One such rumor is that the virus escaped from a laboratory in Wuhan, the city where it was first identified. But in an article published by National Geographic, the director of the U.S. National Institute of Allergy and Infectious Diseases and one of the leading health experts on the White House Coronavirus Task Force, Anthony Fauci, publicly dismissed the suggestion that the virus was manmade or genetically modified based on the available evidence.
The World Health Organization’s technical lead on COVID-19, Doctor Maria Van Kerkhove, told the press that the 15,000 full genome sequences done of the virus showed “this virus is of natural origin.” John Ratcliffe, President Donald Trump’s nominee for director of national intelligence, told a Senate Intelligence Committee hearing that he had not seen evidence that the virus originated in a Wuhan lab or a food market in that city. And the former general counsel of the Federal Bureau of Investigation, Andrew Weissmann, said these claims about the virus were as ridiculous as the suggestion from President Trump that injections of disinfectant could be a cure for the virus.
Another tactic some lawmakers are using to distract attention from Washington’s failures to bring the COVID-19 outbreak under control is to talk about a decoupling from China.
Early in the COVID-19 outbreak in China, some American officials claimed that the outbreak would speed up the return of manufacturing to the United States, creating more jobs at home. Instead, the U.S. economy has just experienced its biggest quarterly downturn since the 2008 financial crisis. According to data from the ADP Research Institute, more than 20 million Americans lost their jobs in April, more than double the total number of jobs lost during the 2008 crisis.

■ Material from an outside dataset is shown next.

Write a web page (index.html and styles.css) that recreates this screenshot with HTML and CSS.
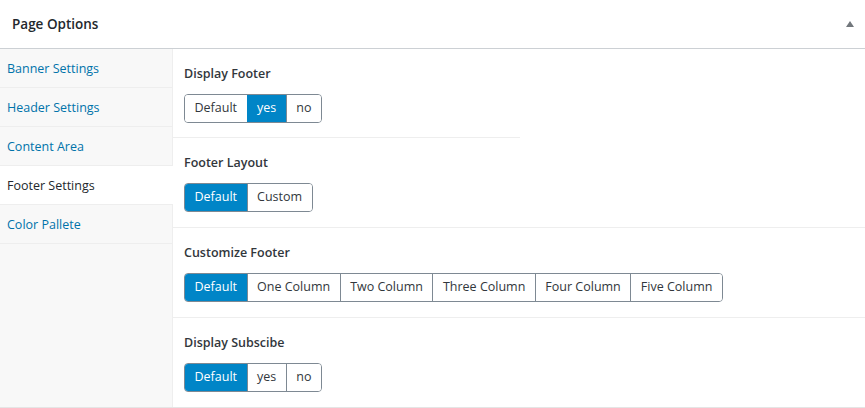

Despite this calamitous situation, senior voices including the White House economic advisers Peter Navarro and Larry Kudlow are still advocating for the withdrawal of U.S. capital from China and want to see a decoupling of the world’s two largest economies. According to reports by Reuters, the Trump administration is “turbo-charging” an initiative to remove China from global industrial supply chains.
But the reality on the ground is that U.S.-funded enterprises are expanding their presence in China. These companies range from the well-known retailers Starbucks and Walmart, to new energy vehicle market leader Tesla, and to the energy giant ExxonMobil. Protectionist voices can call on firms like these to come home, but talk is cheap, and these companies can see the obvious benefits of investing in China’s massive market.
No amount of talking can erase the reality that Washington is falling behind many other parts of the world when it comes to the hard work of bringing the COVID-19 pandemic under control. A huge number of American lives have been lost, and the number of new cases doesn’t look ready to fall sharply anytime soon. It’s time for Washington to face up to the major challenge it faces at home, instead of deflecting blames abroad.